Conde Nast was a big name in the magazine publishing business for decades.
But not for laymen.
But for laywomen 🤣!
When I hear “Conde Nast” I think about that scandal with the Bon Appetit Youtube channel and how they were discriminating against their non-white chefs.
https://www.thewrap.com/bon-appetit-adam-rapoport-brownface/
Interesting fact: when lowtax was forced to sell somethingawful to one of his moderators that got bitcoin rich for 400k he revealed during the negotiations that conde nast attempted to buy somethingawful for 13 million dollars around 2006 or so. He turned them down because he “was still having fun with the site”

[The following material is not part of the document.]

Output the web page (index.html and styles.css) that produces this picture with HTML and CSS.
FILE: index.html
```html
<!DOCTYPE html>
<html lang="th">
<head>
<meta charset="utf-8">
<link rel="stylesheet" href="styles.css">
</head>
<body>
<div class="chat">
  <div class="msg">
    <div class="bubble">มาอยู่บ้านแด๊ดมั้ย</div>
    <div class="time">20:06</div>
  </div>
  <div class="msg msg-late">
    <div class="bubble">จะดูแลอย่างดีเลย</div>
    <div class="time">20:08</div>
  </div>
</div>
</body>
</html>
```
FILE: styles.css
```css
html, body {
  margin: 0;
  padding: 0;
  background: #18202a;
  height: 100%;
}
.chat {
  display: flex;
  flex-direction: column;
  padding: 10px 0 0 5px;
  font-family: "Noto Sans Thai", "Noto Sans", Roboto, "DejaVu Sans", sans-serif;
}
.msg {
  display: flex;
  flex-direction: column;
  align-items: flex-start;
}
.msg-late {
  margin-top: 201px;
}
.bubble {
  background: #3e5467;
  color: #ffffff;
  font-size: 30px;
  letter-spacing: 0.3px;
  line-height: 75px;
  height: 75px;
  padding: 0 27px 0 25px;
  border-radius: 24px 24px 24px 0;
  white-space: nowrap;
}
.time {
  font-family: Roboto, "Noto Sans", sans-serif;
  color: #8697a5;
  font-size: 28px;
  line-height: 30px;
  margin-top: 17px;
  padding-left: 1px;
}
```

After the sale was completed the mod looked into it a bit more and realized in that same timeframe conde nast ended up purchasing a majority stake in reddit for a very similar amount
Imagine how different the internet would be if “the front page of the internet” was a hacked up vbulletin site from 2003 filled with 40 year old IT dorks and run by a guy that was so afraid of paying child support that he literally killed himself
Conde Nast didn’t make Reddit the front page of the Internet, the community did
run by a guy that was so afraid of paying child support that he literally killed himself
Where can I read more about that?
There are some articles about his death linked on Wikipedia but they’re pretty just-the-facts: https://en.wikipedia.org/wiki/Richard_Kyanka
I was having a hard time imagining a worse reality than this one, thank you.
The list of who not to avoid I think is much shorter.
Here it is.
List of Who Not to Avoid:
404media?
The Onion?
Well they have become less satirical than reality so…now I don’t know what to do.
Why am I not surprised? I stopped having any trust in that platform when they killed 3rd party clients. I would suggest everyone to leave reddit and watch it implode from afar.
Yes, it stings. It’s a habit. You still have nice subs in there, communities that make you happy. But you’re fiddling as the ship sinks. That’s the metaphor, isn’t it?
Giving up hundreds of thousands of co-users for a few thousand is a helluva drug.